В дальнейшем, правда, текучие и стратегические государственные проблемы предопределили чаяния о "сильной руке" по причине отсутствия "политического и административного профессионализма", и вот здесь уже, возможно, нужно было бить тревогу по поводу несостоятельности и интеллигенции как социального института. В данном случае целесообразнее было бы говорить больше о незрелости, чем мягкотелости наших "представителей умственного труда и созидателей духовных благ". Незрелость в будущем, возможно, и была преодолена в некотором роде, но "потребительство", которое нередко управляло критическим настроем немалой части наших "светлых умов" и притупляло чувство "индивидуальной и социальной ответственности", позволило воспользоваться также советским опытом и держать "нужных людей у кормушки".
А ведь претендующие на то, чтобы определение "интеллигент" было относимо к ним, могли, может быть, предвосхитить ожидания о том, что данной категории будет придан новый смысл, когда ассоциации с немалым количеством негативных понятий "совковых времен" станут невозможны.
Но, рассуждая относительно того, "как все могло быть", и игнорируя назидание "История не терпит сослагательного наклонения", порой возникает убеждение, будто мы имеем сегодня то, что есть, потому как те, которые якобы были призваны отстаивать передовую, изначально видели или вынуждены были видеть свое "подлинное существование" (тут вспоминаются принципы концепции личностного бытия европейских экзистенциалистов) в обыденности и повседневности в том понимании, как в необходимости в лучшем случае переждать, а значит, так или иначе приспособиться. Поэтому так часты были ссылки на то, что на самом деле они противостоят "всему нехорошему" то творчеством (вместе с тем некоторые из них оды не только читали и читают, но и писали и пишут), которое бичует и вседозволенность, и коррупцию, и лизоблюдство, то молчанием (здесь также не столь последовательно), а иногда и вовсе отрешенностью, как "сопротивлением злу ненасильственными методами". Кстати, в этом направлении "молчуны и тихие борцы", которые в большей мере при возможности снисходительно соглашаются, а если нет "настаивающего", напоминают, что они из касты "интеллигентов", воспользовавшись сопоставлением и противопоставлением терминов "интеллигент" и "интеллектуал", не прочь иногда надеть на себя тогу интеллектуала.

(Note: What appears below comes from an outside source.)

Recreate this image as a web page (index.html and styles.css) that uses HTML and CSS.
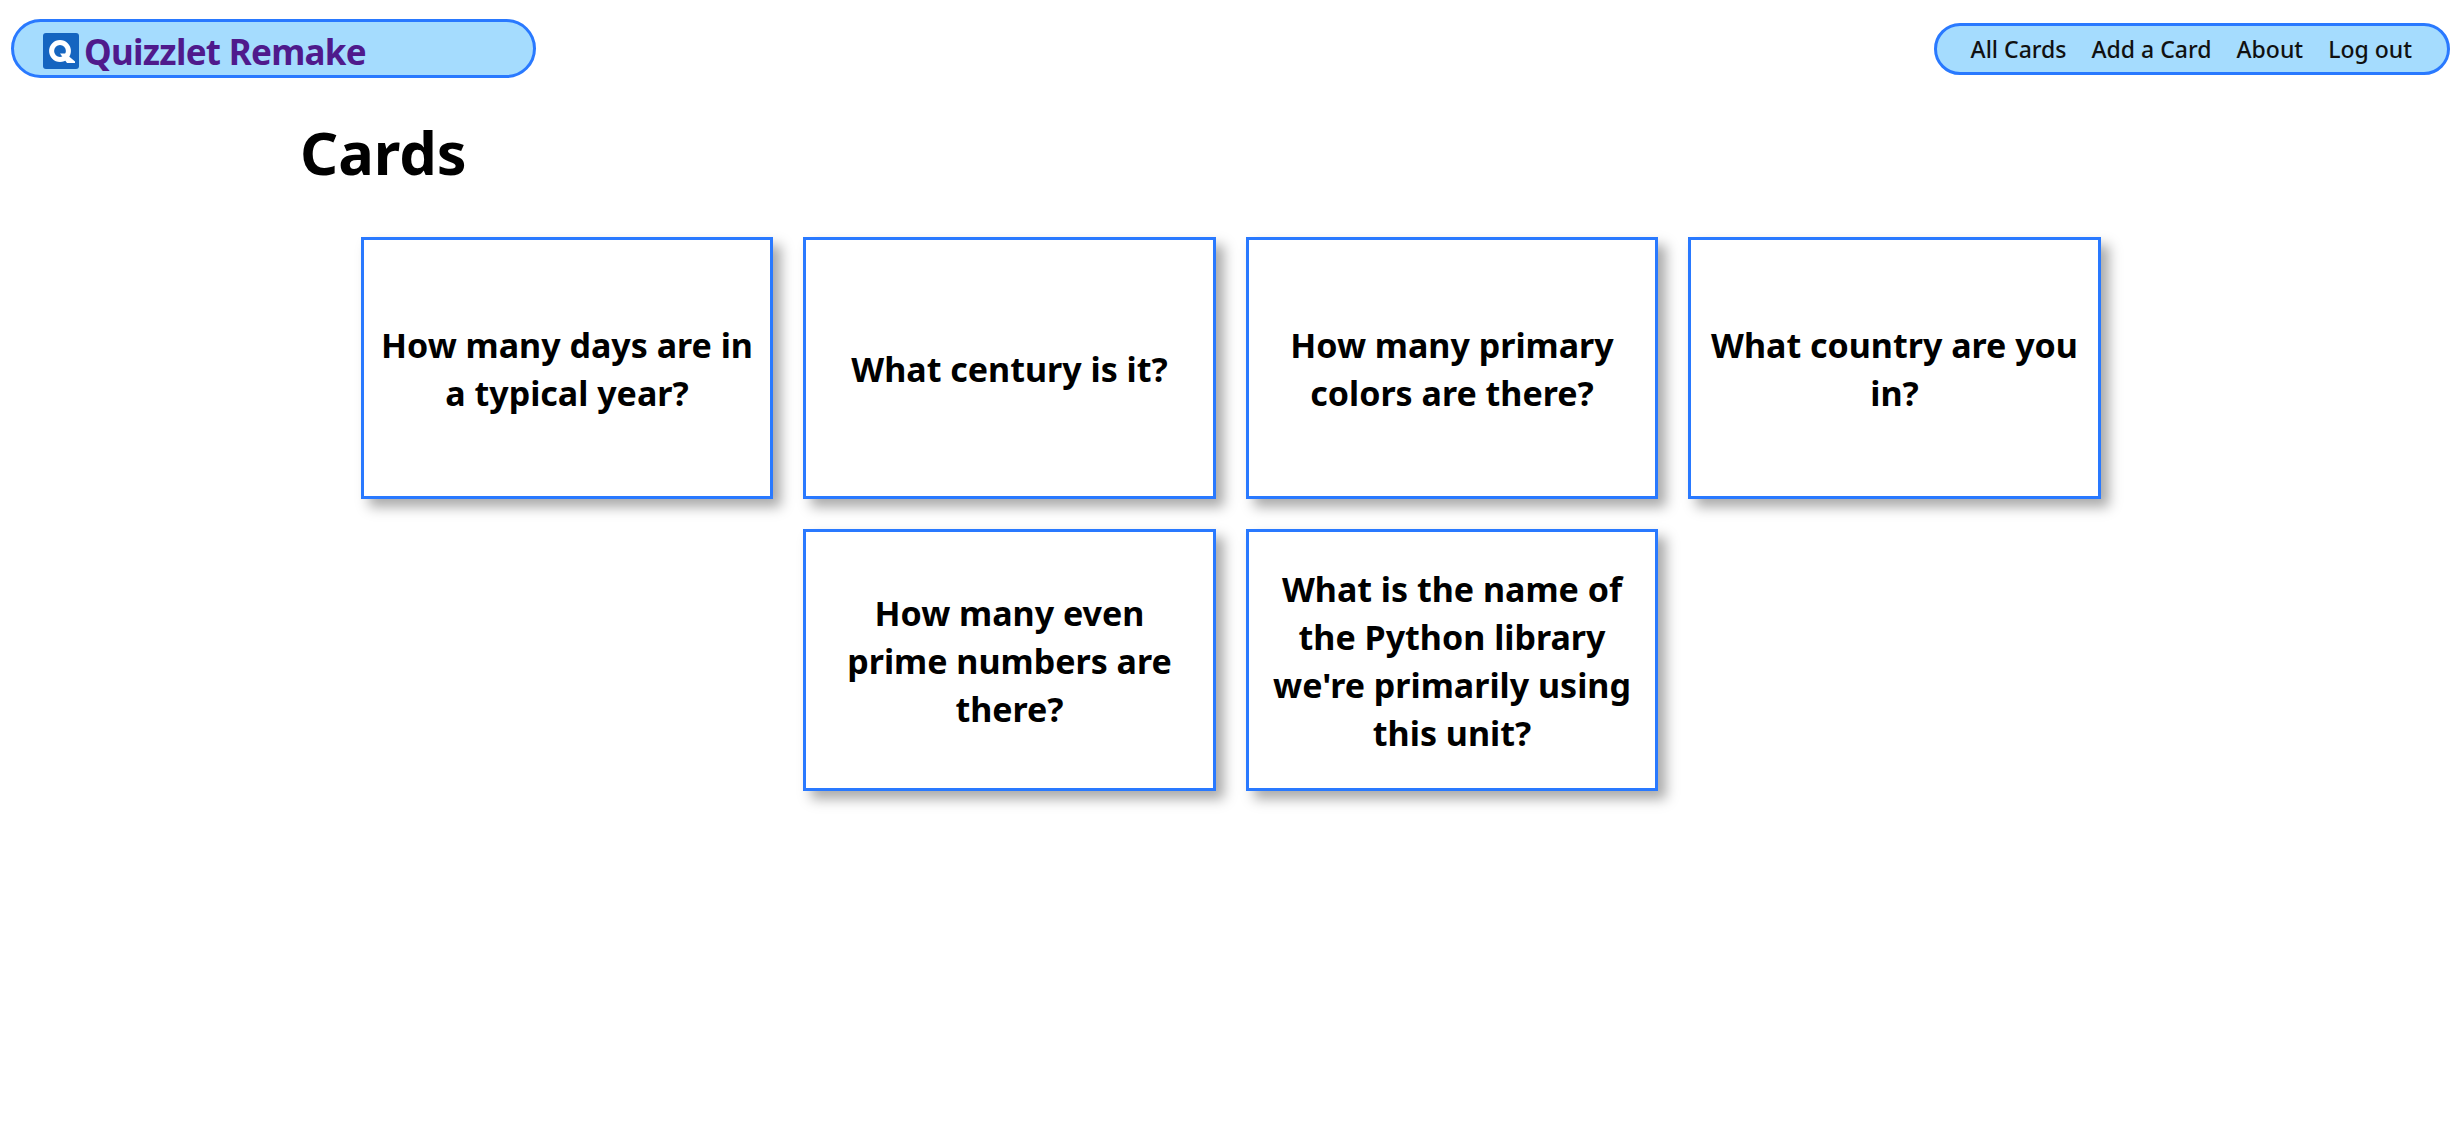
FILE: index.html
```html
<!DOCTYPE html>
<html lang="en">
<head>
<meta charset="utf-8">
<title>Quizzlet Remake</title>
<link rel="stylesheet" href="styles.css">
</head>
<body>
<header class="site-header">
  <a class="brand" href="#">
    <svg class="brand-icon" viewBox="0 0 36 36" aria-hidden="true">
      <rect width="36" height="36" rx="3" fill="#1565c0"/>
      <circle cx="17" cy="18" r="8.4" fill="none" stroke="#fff" stroke-width="5"/>
      <path d="M17 20.5h5.5l9.5 8v1.500h-8z" fill="#fff"/>
    </svg>
    <span>Quizzlet Remake</span>
  </a>
  <nav class="site-nav">
    <a href="#">All Cards</a>
    <a href="#">Add a Card</a>
    <a href="#">About</a>
    <a href="#">Log out</a>
  </nav>
</header>
<main class="content">
  <h1 class="page-title">Cards</h1>
  <section class="card-list">
    <article class="card">How many days are in a typical year?</article>
    <article class="card">What century is it?</article>
    <article class="card">How many primary colors are there?</article>
    <article class="card">What country are you in?</article>
    <article class="card">How many even prime numbers are there?</article>
    <article class="card">What is the name of the Python library we're primarily using this unit?</article>
  </section>
</main>
</body>
</html>
```
FILE: styles.css
```css
* { box-sizing: border-box; }
body {
  margin: 0;
  min-height: 100vh;
  background: #fff;
  color: #000;
  font-family: "Noto Sans", "Open Sans", sans-serif;
}
a { color: inherit; text-decoration: none; }
.site-header {
  display: flex;
  justify-content: space-between;
  align-items: center;
  padding: 19px 9px 0 11px;
}
.brand {
  display: flex;
  align-items: center;
  gap: 5px;
  width: 525px;
  height: 59px;
  padding: 5px 0 0 29px;
  background: #a5dcfe;
  border: 3px solid #2979ff;
  border-radius: 30px;
  color: #4f1a8c;
  font-size: 35px;
  font-weight: 700;
  letter-spacing: -0.7px;
}
.brand-icon { width: 36px; height: 36px; flex: none; }
.site-nav {
  display: flex;
  align-items: center;
  gap: 25px;
  height: 52px;
  padding: 0 35px 0 34px;
  background: #a5dcfe;
  border: 3px solid #2979ff;
  border-radius: 26px;
  color: #111;
  font-size: 23px;
  font-weight: 500;
}
.content { padding: 0 300px 40px; }
.page-title {
  margin: 34px 0 0;
  font-size: 59.5px;
  line-height: 80px;
  font-weight: 700;
}
.card-list {
  display: flex;
  flex-wrap: wrap;
  justify-content: center;
  gap: 30px;
  margin: 45px -10px 0 -7.5px;
}
.card {
  display: flex;
  align-items: center;
  justify-content: center;
  width: 412.5px;
  height: 262px;
  padding: 2px 15px 0;
  border: 3px solid #2979ff;
  box-shadow: 8px 8px 12px #aaa;
  text-align: center;
  font-size: 34px;
  line-height: 48px;
  font-weight: 700;
}
```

Тут, бесспорно, все исходит из возможности применить свой образ в различных ситуациях, так как "интеллектуал", думается, вроде не обременен сократовским убеждением "Мудрость есть добродетель", и в подобном положении дел можно рассчитывать на значимость как "выдающийся писатель, талантливый живописец, ученый с мировым именем", ну или, к примеру, хотя бы "квалифицированный специалист", что в том же прогнозируемом "постиндустриальном обществе" есть уже претензия на "элитарность".
Между тем, наверное, закономерность "Вакуум должен чем-то заполниться" есть неизбежность, и отсутствие противостоящей интеллигенции позволило за эти десятилетия проповедовать "честность и справедливость" тем, для кого якобы патетика "пожертвовать всем ради идеи" есть жизненное кредо, и тем, кто будто бы готов направить все свои силы на то, чтобы в стране конкретно работали законы, были независимы суды, действовал парламент и сформировалась устойчивая гражданская самоидентификация. Этих лиц, которые создавали "монитор" и отображали "реалии Азербайджана", по тем или иным причинам, в тех или иных интересах превращали (именно превращали) в новых "национальных героев" "узников совести" и "вестников истины".
Во всех обществах в разные годы бывают события, которые характеризуются как ситуация, когда выражаясь эзоповским языком, "моськи получают возможность лаять на слона". Но, если нет "слона", то выходит и "моськи нет". Вот и получается, что живем, если несколько перефразировать русского баснописца, когда "и слон у нас в диковинку, и моська даже в представлениях не сильна".